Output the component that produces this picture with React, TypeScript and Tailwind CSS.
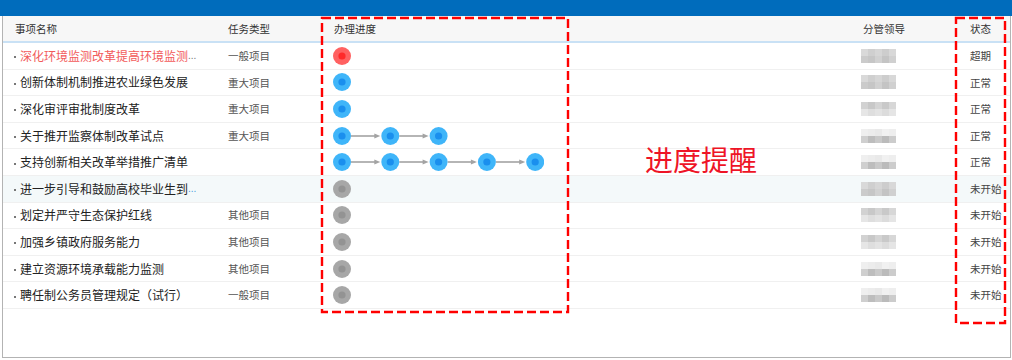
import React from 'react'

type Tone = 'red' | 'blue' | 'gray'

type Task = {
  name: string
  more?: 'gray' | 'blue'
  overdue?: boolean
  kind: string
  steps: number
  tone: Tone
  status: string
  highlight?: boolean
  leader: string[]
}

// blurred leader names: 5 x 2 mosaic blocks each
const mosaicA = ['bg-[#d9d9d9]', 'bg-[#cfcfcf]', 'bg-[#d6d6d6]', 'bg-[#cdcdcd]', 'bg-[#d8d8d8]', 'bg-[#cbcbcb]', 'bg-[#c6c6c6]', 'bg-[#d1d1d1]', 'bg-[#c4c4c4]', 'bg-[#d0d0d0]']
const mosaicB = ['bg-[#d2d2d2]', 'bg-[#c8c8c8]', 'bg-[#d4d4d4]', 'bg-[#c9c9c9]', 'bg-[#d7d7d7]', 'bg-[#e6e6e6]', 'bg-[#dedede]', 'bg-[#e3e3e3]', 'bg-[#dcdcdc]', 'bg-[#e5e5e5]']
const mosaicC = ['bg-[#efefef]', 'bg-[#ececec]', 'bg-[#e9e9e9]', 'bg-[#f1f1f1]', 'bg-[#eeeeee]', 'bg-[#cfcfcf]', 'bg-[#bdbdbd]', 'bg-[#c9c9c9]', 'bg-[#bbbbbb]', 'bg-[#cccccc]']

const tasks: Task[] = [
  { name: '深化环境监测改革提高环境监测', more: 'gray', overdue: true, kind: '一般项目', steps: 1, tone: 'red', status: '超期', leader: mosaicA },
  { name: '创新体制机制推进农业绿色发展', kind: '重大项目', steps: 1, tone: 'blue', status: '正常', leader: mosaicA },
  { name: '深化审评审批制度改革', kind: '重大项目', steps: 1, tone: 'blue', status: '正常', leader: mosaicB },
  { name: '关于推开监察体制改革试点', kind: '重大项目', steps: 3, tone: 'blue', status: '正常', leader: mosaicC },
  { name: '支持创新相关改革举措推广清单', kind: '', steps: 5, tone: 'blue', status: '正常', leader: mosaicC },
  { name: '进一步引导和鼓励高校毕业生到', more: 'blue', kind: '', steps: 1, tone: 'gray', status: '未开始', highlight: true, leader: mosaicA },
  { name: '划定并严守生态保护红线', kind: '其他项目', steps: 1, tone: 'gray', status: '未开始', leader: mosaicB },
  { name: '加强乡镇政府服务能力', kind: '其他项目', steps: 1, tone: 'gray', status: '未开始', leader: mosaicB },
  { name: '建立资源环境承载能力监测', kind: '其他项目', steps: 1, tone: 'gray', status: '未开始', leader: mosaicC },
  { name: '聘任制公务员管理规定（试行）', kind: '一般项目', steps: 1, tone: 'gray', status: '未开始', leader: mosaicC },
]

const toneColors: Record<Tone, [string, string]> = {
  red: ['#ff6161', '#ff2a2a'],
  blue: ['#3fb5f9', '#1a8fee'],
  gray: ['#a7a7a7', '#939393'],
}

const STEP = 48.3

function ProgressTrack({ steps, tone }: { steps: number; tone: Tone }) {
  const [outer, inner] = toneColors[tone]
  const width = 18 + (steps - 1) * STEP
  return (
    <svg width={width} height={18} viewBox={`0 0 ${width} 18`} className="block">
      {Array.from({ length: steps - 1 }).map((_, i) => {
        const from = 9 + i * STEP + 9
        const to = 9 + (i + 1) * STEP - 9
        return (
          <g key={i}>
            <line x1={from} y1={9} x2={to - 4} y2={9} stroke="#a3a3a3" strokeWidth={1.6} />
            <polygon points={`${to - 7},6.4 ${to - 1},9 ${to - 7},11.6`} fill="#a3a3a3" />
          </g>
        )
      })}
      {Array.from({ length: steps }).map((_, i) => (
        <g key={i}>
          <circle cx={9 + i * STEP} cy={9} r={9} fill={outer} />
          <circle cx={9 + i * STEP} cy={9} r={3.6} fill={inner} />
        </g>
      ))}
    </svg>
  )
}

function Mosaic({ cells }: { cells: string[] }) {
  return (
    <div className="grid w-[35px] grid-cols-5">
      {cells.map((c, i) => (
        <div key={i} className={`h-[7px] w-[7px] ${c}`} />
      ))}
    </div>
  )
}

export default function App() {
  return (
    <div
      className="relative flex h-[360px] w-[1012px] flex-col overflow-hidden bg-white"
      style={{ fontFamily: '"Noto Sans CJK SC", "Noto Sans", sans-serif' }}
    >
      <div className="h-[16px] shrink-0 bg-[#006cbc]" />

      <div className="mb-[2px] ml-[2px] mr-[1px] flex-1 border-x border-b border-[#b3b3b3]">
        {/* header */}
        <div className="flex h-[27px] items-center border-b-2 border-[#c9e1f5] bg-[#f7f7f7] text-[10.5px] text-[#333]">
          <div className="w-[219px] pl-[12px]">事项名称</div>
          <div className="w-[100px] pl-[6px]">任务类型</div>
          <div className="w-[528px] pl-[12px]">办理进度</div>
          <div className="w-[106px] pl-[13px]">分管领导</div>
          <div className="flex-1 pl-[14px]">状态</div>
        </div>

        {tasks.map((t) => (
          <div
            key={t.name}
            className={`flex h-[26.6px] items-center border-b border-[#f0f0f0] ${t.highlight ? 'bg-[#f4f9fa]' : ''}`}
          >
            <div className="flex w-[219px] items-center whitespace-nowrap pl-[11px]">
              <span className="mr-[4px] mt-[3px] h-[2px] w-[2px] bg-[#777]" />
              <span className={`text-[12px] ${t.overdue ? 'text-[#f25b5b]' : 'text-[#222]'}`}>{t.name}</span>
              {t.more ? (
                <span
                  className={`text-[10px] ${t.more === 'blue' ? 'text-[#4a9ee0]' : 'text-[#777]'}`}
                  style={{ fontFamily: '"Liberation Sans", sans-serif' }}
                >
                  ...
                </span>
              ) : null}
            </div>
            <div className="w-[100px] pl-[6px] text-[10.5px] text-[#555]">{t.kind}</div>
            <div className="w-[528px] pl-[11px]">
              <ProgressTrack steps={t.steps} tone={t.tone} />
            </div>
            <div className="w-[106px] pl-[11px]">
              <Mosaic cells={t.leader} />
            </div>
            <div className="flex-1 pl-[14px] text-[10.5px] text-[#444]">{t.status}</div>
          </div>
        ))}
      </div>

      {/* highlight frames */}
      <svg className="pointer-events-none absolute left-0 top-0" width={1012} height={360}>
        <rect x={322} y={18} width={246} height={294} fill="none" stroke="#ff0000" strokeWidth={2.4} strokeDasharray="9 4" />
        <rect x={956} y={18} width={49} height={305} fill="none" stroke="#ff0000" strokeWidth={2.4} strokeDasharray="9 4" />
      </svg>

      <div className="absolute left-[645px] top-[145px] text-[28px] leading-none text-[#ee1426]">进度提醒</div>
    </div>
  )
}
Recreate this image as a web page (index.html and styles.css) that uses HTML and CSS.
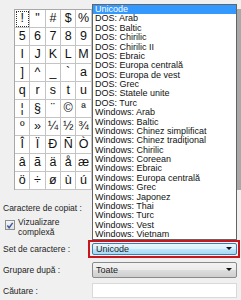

•••••

# [EXERCISE DIRECTIONS]
Copy the listing in full and without alteration, omitting every picture.

# [ANSWER IN FULL]
Output the component that produces this picture with React, TypeScript and Tailwind CSS.
import React from 'react'

type Tone = 'red' | 'blue' | 'gray'

type Task = {
  name: string
  more?: 'gray' | 'blue'
  overdue?: boolean
  kind: string
  steps: number
  tone: Tone
  status: string
  highlight?: boolean
  leader: string[]
}

// blurred leader names: 5 x 2 mosaic blocks each
const mosaicA = ['bg-[#d9d9d9]', 'bg-[#cfcfcf]', 'bg-[#d6d6d6]', 'bg-[#cdcdcd]', 'bg-[#d8d8d8]', 'bg-[#cbcbcb]', 'bg-[#c6c6c6]', 'bg-[#d1d1d1]', 'bg-[#c4c4c4]', 'bg-[#d0d0d0]']
const mosaicB = ['bg-[#d2d2d2]', 'bg-[#c8c8c8]', 'bg-[#d4d4d4]', 'bg-[#c9c9c9]', 'bg-[#d7d7d7]', 'bg-[#e6e6e6]', 'bg-[#dedede]', 'bg-[#e3e3e3]', 'bg-[#dcdcdc]', 'bg-[#e5e5e5]']
const mosaicC = ['bg-[#efefef]', 'bg-[#ececec]', 'bg-[#e9e9e9]', 'bg-[#f1f1f1]', 'bg-[#eeeeee]', 'bg-[#cfcfcf]', 'bg-[#bdbdbd]', 'bg-[#c9c9c9]', 'bg-[#bbbbbb]', 'bg-[#cccccc]']

const tasks: Task[] = [
  { name: '深化环境监测改革提高环境监测', more: 'gray', overdue: true, kind: '一般项目', steps: 1, tone: 'red', status: '超期', leader: mosaicA },
  { name: '创新体制机制推进农业绿色发展', kind: '重大项目', steps: 1, tone: 'blue', status: '正常', leader: mosaicA },
  { name: '深化审评审批制度改革', kind: '重大项目', steps: 1, tone: 'blue', status: '正常', leader: mosaicB },
  { name: '关于推开监察体制改革试点', kind: '重大项目', steps: 3, tone: 'blue', status: '正常', leader: mosaicC },
  { name: '支持创新相关改革举措推广清单', kind: '', steps: 5, tone: 'blue', status: '正常', leader: mosaicC },
  { name: '进一步引导和鼓励高校毕业生到', more: 'blue', kind: '', steps: 1, tone: 'gray', status: '未开始', highlight: true, leader: mosaicA },
  { name: '划定并严守生态保护红线', kind: '其他项目', steps: 1, tone: 'gray', status: '未开始', leader: mosaicB },
  { name: '加强乡镇政府服务能力', kind: '其他项目', steps: 1, tone: 'gray', status: '未开始', leader: mosaicB },
  { name: '建立资源环境承载能力监测', kind: '其他项目', steps: 1, tone: 'gray', status: '未开始', leader: mosaicC },
  { name: '聘任制公务员管理规定（试行）', kind: '一般项目', steps: 1, tone: 'gray', status: '未开始', leader: mosaicC },
]

const toneColors: Record<Tone, [string, string]> = {
  red: ['#ff6161', '#ff2a2a'],
  blue: ['#3fb5f9', '#1a8fee'],
  gray: ['#a7a7a7', '#939393'],
}

const STEP = 48.3

function ProgressTrack({ steps, tone }: { steps: number; tone: Tone }) {
  const [outer, inner] = toneColors[tone]
  const width = 18 + (steps - 1) * STEP
  return (
    <svg width={width} height={18} viewBox={`0 0 ${width} 18`} className="block">
      {Array.from({ length: steps - 1 }).map((_, i) => {
        const from = 9 + i * STEP + 9
        const to = 9 + (i + 1) * STEP - 9
        return (
          <g key={i}>
            <line x1={from} y1={9} x2={to - 4} y2={9} stroke="#a3a3a3" strokeWidth={1.6} />
            <polygon points={`${to - 7},6.4 ${to - 1},9 ${to - 7},11.6`} fill="#a3a3a3" />
          </g>
        )
      })}
      {Array.from({ length: steps }).map((_, i) => (
        <g key={i}>
          <circle cx={9 + i * STEP} cy={9} r={9} fill={outer} />
          <circle cx={9 + i * STEP} cy={9} r={3.6} fill={inner} />
        </g>
      ))}
    </svg>
  )
}

function Mosaic({ cells }: { cells: string[] }) {
  return (
    <div className="grid w-[35px] grid-cols-5">
      {cells.map((c, i) => (
        <div key={i} className={`h-[7px] w-[7px] ${c}`} />
      ))}
    </div>
  )
}

export default function App() {
  return (
    <div
      className="relative flex h-[360px] w-[1012px] flex-col overflow-hidden bg-white"
      style={{ fontFamily: '"Noto Sans CJK SC", "Noto Sans", sans-serif' }}
    >
      <div className="h-[16px] shrink-0 bg-[#006cbc]" />

      <div className="mb-[2px] ml-[2px] mr-[1px] flex-1 border-x border-b border-[#b3b3b3]">
        {/* header */}
        <div className="flex h-[27px] items-center border-b-2 border-[#c9e1f5] bg-[#f7f7f7] text-[10.5px] text-[#333]">
          <div className="w-[219px] pl-[12px]">事项名称</div>
          <div className="w-[100px] pl-[6px]">任务类型</div>
          <div className="w-[528px] pl-[12px]">办理进度</div>
          <div className="w-[106px] pl-[13px]">分管领导</div>
          <div className="flex-1 pl-[14px]">状态</div>
        </div>

        {tasks.map((t) => (
          <div
            key={t.name}
            className={`flex h-[26.6px] items-center border-b border-[#f0f0f0] ${t.highlight ? 'bg-[#f4f9fa]' : ''}`}
          >
            <div className="flex w-[219px] items-center whitespace-nowrap pl-[11px]">
              <span className="mr-[4px] mt-[3px] h-[2px] w-[2px] bg-[#777]" />
              <span className={`text-[12px] ${t.overdue ? 'text-[#f25b5b]' : 'text-[#222]'}`}>{t.name}</span>
              {t.more ? (
                <span
                  className={`text-[10px] ${t.more === 'blue' ? 'text-[#4a9ee0]' : 'text-[#777]'}`}
                  style={{ fontFamily: '"Liberation Sans", sans-serif' }}
                >
                  ...
                </span>
              ) : null}
            </div>
            <div className="w-[100px] pl-[6px] text-[10.5px] text-[#555]">{t.kind}</div>
            <div className="w-[528px] pl-[11px]">
              <ProgressTrack steps={t.steps} tone={t.tone} />
            </div>
            <div className="w-[106px] pl-[11px]">
              <Mosaic cells={t.leader} />
            </div>
            <div className="flex-1 pl-[14px] text-[10.5px] text-[#444]">{t.status}</div>
          </div>
        ))}
      </div>

      {/* highlight frames */}
      <svg className="pointer-events-none absolute left-0 top-0" width={1012} height={360}>
        <rect x={322} y={18} width={246} height={294} fill="none" stroke="#ff0000" strokeWidth={2.4} strokeDasharray="9 4" />
        <rect x={956} y={18} width={49} height={305} fill="none" stroke="#ff0000" strokeWidth={2.4} strokeDasharray="9 4" />
      </svg>

      <div className="absolute left-[645px] top-[145px] text-[28px] leading-none text-[#ee1426]">进度提醒</div>
    </div>
  )
}
Recreate this image as a web page (index.html and styles.css) that uses HTML and CSS.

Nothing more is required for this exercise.